On 6/1/2014 6:57 PM, Evan Cooch wrote:
So, have a box running a new-ish, fairly high-end Intel multi-core chip
(which one doesn't really matter here). Decided to see if the OS
installed on the machine made much of a difference in execution time for
programs compiled using gfortran 4.8.2. For the test suite, I used the
familiar single-thread polyhedron benchmark suite (latest and greatest
incarnation freshly downloaded). For compiler flags, used nothing
particularly fancy...

-ffast-math -funroll-loops -ftree-vectorize -O3


First, took the machine, did completely fresh install of RHEL 6.5
(64-bit). Installed gfortran 4.8.2 (since it doesn't come with RHEL),
and ran the PB suite overnight. Then, took the exact same machine, wiped
RHEL off it, installed fresh copy of Windows 7 Professional, SP 1
(64-bit). Installed gfortran 4.8.2. Ran the PB suite overnight.

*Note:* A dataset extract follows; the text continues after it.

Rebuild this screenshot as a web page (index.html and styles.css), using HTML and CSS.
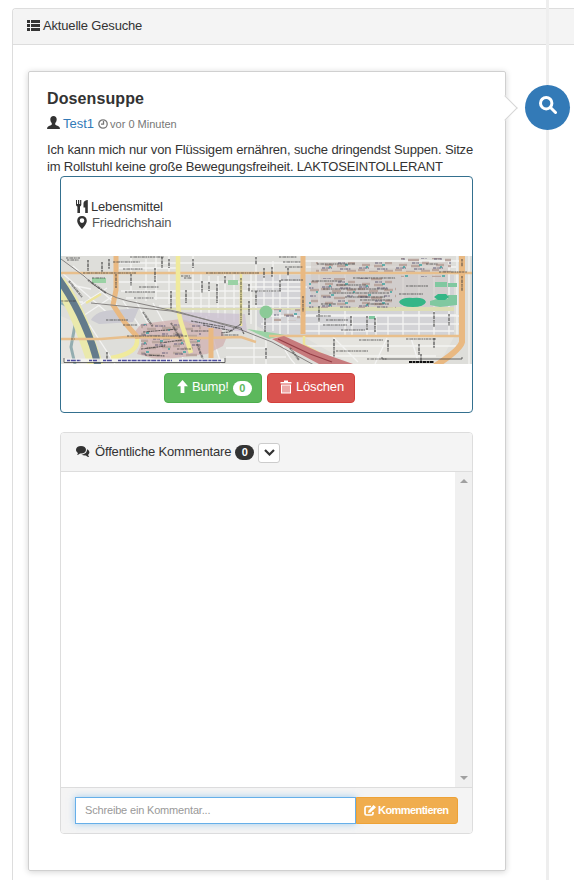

In looking at average execution times, the differences are striking.
Execution times for the PB suite under RHEL were 20-40% faster on
average, than under Windows 7. This is consistent with comparing

http://www.polyhedron.com/fortran-compiler-comparisons/64-bit-fortran-execution-time-benchmarks-linux64-amd-phenom-ii

and

http://www.polyhedron.com/fortran-compiler-comparisons/fortran-execution-time-benchmarks-64-bit-windows-7-amd-phenom-ii

So, all things being equal, faster under Linux than under Windows.

So (the question) -- why? I have a couple of ideas, but I was wondering
if there is a short-form 'correct answer' (correct, as in, better than
my 'couple of ideas').

Thanks in advance...
Differences that large would make one suspect you didn't clean out competing Windows processes, or you have ridiculously small RAM, or something is wrong with your Windows gfortran. To a smaller extent, your excessive unrolling (as you didn't set e.g. --param max-unroll-times=...) could hurt more on Windows. Failing to set -march=native ought not to incur many differences if both are set the same. If -march=native incurs failures, gfortran 4.9 might be a fairer test (assuming it has corrected those failures).